In terms of pattern, the difference is almost certainly less with modern ammo (plastic wads) than it was in the pre-plastic wad days--but the difference is still there. The larger bore, all else being equal, will always have an advantage, although that advantage isn't all that significant.

If you're talking pheasants in specific, you can take a lot of them with nothing heavier than 1 oz loads, and the pheasant almost certainly doesn't know the difference between a 1 oz load from a 20 and a 1 oz load from a 12. The advantage to the larger bores is that if you need to go to heavier loads--which, on occasion, you do with wild pheasants--you can do so.
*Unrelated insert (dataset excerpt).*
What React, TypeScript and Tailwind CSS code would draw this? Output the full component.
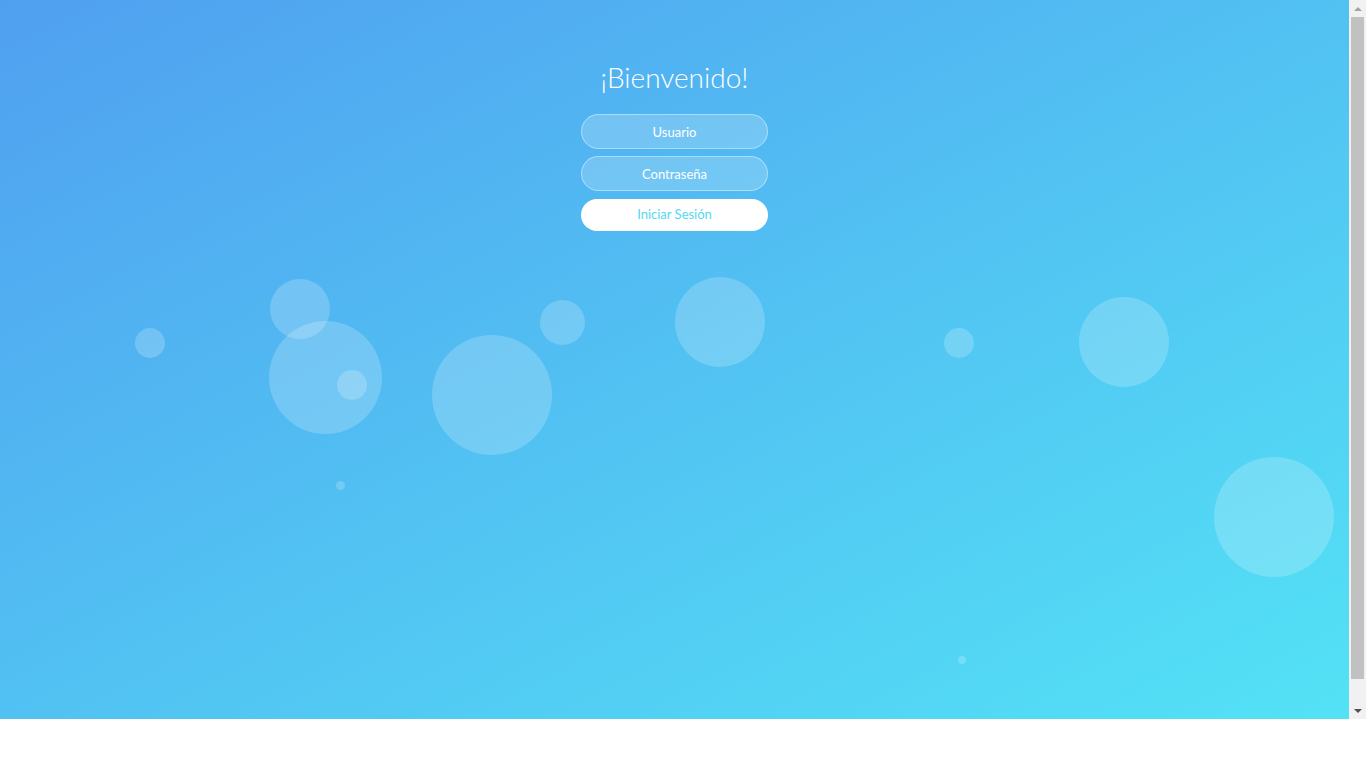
import React from "react";

const bubbles: { x: number; y: number; d: number }[] = [
  { x: 150, y: 343, d: 30 },
  { x: 300, y: 309, d: 60 },
  { x: 325.5, y: 377.5, d: 113 },
  { x: 352, y: 385, d: 30 },
  { x: 340.5, y: 485, d: 9 },
  { x: 492, y: 395, d: 120 },
  { x: 562.5, y: 322.5, d: 45 },
  { x: 720, y: 321.5, d: 90 },
  { x: 959, y: 343, d: 30 },
  { x: 1124, y: 342, d: 90 },
  { x: 1274, y: 517, d: 120 },
  { x: 962, y: 660, d: 8 },
];

export default function App() {
  return (
    <div className="flex h-[719px] w-full" style={{ fontFamily: "Lato, 'Open Sans', sans-serif" }}>
      <div className="relative flex-1 overflow-hidden bg-[linear-gradient(to_bottom_right,#50a0f0,#53e2f5)]">
        <ul className="absolute inset-0 z-0">
          {bubbles.map((b, i) => (
            <li
              key={i}
              className="absolute rounded-full bg-white/20"
              style={{ left: b.x - b.d / 2, top: b.y - b.d / 2, width: b.d, height: b.d }}
            />
          ))}
        </ul>
        <div className="relative z-10 flex flex-col items-center pt-[60px]">
          <h1 className="text-[28px] leading-[34px] font-light text-white">¡Bienvenido!</h1>
          <form className="mt-[20px] flex flex-col items-center gap-[7px]" onSubmit={(e) => e.preventDefault()}>
            <input
              type="text"
              placeholder="Usuario"
              className="h-[35px] w-[187px] rounded-full border border-white/40 bg-white/20 text-center text-[13px] text-white placeholder:text-white outline-none"
            />
            <input
              type="password"
              placeholder="Contraseña"
              className="h-[35px] w-[187px] rounded-full border border-white/40 bg-white/20 text-center text-[13px] text-white placeholder:text-white outline-none"
            />
            <button
              type="submit"
              className="mt-[1px] h-[32px] w-[187px] rounded-full bg-white text-center text-[13px] text-[#53d8f3]"
            >
              Iniciar Sesión
            </button>
          </form>
        </div>
      </div>
      <div className="flex w-[17px] flex-col bg-[#f1f1f1]">
        <div className="flex h-[17px] items-center justify-center">
          <svg width="8" height="4" viewBox="0 0 8 4">
            <polygon points="0,4 4,0 8,4" fill="#a3a3a3" />
          </svg>
        </div>
        <div className="flex-1">
          <div className="mx-[2px] h-[662px] bg-[#c1c1c1]" />
        </div>
        <div className="flex h-[17px] items-center justify-center">
          <svg width="8" height="4" viewBox="0 0 8 4">
            <polygon points="0,0 8,0 4,4" fill="#505050" />
          </svg>
        </div>
      </div>
    </div>
  );
}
A 16 that comes from the factory with 2 3/4" chambers should handle 1 1/8 oz loads, and a 12 1 1/4 oz, as well as a 20 handles 1 oz.

On this subject, I just ran across an old American Rifleman article from 1930, by Charles Askins--in which he talks about the 20, with an ounce of 6's, being a reliable duck slayer at 45 yards. I don't know much about ducks (and of course we have to shoot them with nontox these days rather than lead), but I would not want to trust an ounce of 6's on pheasants from ANY gauge past 40 yards, and that would be with at least an IM choke, if not full. And that's also considering modern shells versus what Askins had available.